* Objective: Below are the records. List every line holding the word "styles".

** start **

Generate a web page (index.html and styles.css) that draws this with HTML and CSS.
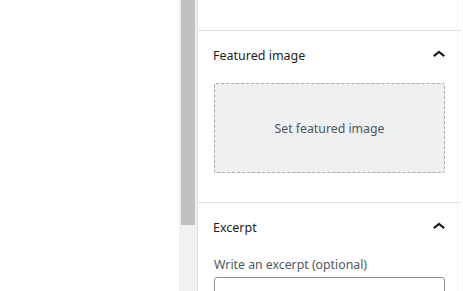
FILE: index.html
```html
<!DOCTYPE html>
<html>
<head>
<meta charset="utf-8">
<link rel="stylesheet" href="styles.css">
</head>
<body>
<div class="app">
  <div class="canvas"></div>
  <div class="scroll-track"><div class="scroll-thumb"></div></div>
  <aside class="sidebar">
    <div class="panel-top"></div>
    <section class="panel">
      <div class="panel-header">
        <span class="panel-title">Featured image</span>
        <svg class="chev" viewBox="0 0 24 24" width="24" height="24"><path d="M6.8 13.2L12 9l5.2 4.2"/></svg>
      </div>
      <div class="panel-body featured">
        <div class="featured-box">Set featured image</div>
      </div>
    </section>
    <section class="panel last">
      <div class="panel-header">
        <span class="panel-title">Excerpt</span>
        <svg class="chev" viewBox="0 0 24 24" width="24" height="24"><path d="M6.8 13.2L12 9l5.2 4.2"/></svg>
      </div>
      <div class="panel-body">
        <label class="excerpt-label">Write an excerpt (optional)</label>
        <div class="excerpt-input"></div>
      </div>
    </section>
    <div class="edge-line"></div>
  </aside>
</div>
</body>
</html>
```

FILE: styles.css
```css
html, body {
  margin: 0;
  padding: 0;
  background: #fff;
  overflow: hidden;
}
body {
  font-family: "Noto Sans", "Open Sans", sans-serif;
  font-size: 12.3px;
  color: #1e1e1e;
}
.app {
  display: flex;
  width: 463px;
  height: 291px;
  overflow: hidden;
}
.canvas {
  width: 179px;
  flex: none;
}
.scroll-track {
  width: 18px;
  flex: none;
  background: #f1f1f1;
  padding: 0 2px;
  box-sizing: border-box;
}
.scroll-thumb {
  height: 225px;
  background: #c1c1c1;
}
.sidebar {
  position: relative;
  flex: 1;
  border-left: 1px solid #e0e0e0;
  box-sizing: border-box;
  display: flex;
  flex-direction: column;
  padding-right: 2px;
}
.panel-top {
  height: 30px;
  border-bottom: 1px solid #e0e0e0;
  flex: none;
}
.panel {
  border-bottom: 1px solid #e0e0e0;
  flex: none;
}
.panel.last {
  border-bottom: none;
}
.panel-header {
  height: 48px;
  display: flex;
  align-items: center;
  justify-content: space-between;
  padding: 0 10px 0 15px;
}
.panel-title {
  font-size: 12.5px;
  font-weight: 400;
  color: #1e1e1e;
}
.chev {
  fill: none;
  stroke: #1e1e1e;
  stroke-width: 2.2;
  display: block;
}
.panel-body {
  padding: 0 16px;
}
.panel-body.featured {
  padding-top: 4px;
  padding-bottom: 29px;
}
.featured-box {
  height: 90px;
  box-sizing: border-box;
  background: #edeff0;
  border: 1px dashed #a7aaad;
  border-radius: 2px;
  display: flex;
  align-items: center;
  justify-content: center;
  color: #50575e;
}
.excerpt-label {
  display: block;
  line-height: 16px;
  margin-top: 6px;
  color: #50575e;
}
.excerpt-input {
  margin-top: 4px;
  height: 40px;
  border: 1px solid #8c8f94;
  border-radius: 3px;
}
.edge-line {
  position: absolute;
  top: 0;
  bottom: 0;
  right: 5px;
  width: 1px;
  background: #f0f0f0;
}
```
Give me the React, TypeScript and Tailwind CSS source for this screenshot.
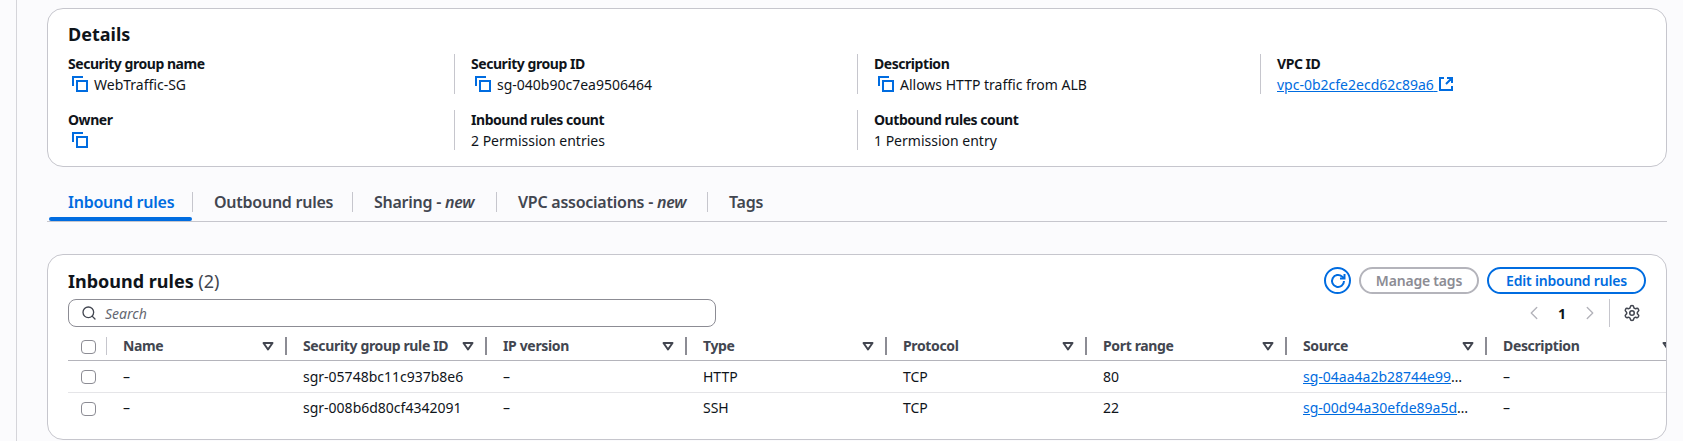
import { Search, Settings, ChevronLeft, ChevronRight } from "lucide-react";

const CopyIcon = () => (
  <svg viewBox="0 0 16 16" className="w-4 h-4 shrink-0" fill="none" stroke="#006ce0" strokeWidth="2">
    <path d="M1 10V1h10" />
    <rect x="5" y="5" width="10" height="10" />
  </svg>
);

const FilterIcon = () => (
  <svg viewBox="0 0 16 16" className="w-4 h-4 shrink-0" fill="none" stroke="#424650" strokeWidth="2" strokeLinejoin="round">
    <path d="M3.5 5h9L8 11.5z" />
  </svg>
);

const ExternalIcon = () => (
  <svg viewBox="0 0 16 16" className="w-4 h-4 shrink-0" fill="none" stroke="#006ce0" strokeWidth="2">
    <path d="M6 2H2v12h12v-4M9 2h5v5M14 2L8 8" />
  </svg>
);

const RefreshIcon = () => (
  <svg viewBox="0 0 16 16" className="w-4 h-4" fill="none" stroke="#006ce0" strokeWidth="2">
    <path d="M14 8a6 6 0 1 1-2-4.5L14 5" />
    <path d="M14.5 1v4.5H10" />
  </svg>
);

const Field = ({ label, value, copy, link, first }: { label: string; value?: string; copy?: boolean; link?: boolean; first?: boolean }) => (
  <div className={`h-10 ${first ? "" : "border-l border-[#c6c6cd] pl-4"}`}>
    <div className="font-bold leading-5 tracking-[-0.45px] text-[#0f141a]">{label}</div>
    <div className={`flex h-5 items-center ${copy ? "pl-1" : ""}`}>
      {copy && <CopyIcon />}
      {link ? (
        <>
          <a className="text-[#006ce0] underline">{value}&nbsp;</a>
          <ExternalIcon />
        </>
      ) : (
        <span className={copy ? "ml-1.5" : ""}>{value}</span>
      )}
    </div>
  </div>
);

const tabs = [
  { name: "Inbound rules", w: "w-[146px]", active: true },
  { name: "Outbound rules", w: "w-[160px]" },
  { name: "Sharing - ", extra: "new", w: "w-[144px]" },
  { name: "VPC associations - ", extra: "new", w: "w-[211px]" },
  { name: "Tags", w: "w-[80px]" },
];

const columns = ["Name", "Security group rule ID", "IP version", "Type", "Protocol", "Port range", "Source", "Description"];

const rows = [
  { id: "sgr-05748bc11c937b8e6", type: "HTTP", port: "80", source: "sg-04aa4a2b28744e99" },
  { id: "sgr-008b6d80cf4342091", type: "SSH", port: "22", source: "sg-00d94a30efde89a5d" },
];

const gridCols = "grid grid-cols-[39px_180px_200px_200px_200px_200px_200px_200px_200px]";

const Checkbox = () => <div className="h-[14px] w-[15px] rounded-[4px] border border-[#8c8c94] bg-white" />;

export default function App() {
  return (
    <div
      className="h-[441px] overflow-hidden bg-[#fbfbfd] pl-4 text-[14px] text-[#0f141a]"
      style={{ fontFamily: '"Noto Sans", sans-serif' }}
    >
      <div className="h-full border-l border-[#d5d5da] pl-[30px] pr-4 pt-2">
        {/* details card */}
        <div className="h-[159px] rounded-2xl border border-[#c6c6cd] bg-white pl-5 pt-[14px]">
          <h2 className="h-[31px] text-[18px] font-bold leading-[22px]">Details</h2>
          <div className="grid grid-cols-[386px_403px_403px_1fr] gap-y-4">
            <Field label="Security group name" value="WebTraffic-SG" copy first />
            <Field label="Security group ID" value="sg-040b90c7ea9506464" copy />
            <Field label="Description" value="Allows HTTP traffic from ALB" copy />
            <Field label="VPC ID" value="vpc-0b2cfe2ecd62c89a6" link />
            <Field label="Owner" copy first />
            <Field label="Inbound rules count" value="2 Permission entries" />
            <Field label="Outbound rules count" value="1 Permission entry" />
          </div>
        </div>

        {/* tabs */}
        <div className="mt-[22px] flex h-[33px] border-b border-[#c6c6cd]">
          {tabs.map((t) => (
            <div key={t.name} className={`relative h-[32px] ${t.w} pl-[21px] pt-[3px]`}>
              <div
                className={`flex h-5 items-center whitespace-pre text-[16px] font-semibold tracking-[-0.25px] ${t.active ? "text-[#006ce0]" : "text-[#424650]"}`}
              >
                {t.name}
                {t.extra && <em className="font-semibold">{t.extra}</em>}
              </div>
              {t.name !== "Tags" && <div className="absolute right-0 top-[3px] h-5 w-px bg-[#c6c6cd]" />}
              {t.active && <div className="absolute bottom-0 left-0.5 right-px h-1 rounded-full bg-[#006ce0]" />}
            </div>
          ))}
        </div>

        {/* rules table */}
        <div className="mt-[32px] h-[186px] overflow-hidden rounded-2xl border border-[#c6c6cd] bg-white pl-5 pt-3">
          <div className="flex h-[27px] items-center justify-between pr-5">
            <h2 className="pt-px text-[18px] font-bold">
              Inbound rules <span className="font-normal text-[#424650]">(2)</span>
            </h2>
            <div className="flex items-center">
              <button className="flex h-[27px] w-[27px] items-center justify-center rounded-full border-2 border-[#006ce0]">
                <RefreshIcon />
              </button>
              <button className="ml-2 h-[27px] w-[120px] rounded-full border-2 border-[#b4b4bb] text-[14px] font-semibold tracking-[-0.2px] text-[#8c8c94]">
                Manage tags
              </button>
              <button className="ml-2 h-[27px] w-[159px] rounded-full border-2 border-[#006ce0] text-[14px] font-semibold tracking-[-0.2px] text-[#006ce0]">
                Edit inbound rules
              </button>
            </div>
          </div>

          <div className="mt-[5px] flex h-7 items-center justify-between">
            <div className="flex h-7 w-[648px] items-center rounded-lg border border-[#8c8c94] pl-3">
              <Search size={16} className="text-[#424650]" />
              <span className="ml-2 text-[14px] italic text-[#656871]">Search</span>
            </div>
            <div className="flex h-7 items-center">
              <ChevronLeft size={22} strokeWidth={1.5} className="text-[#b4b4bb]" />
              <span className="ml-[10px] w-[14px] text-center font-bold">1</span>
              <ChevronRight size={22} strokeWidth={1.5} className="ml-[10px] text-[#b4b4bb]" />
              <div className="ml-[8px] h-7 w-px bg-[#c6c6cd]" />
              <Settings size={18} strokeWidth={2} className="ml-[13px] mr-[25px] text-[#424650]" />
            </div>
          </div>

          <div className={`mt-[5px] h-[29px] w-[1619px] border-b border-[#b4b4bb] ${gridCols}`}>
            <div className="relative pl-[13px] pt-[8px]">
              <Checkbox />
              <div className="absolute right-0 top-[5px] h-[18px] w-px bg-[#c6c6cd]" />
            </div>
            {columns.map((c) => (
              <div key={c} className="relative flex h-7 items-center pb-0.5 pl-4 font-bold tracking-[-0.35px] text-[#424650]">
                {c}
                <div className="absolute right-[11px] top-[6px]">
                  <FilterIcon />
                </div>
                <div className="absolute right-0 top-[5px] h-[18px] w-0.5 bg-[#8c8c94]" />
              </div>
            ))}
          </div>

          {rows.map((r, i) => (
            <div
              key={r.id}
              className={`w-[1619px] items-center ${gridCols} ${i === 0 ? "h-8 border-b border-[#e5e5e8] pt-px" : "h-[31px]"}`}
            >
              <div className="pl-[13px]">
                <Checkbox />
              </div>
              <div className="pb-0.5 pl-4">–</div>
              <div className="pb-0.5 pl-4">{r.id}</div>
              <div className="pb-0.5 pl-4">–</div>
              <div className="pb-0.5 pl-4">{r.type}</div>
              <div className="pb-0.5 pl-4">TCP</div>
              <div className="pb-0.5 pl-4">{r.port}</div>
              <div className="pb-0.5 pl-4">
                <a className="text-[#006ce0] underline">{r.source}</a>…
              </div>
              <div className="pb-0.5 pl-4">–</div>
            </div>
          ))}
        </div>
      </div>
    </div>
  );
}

** end **

* Result of this task:
Generate a web page (index.html and styles.css) that draws this with HTML and CSS.
<link rel="stylesheet" href="styles.css">
FILE: styles.css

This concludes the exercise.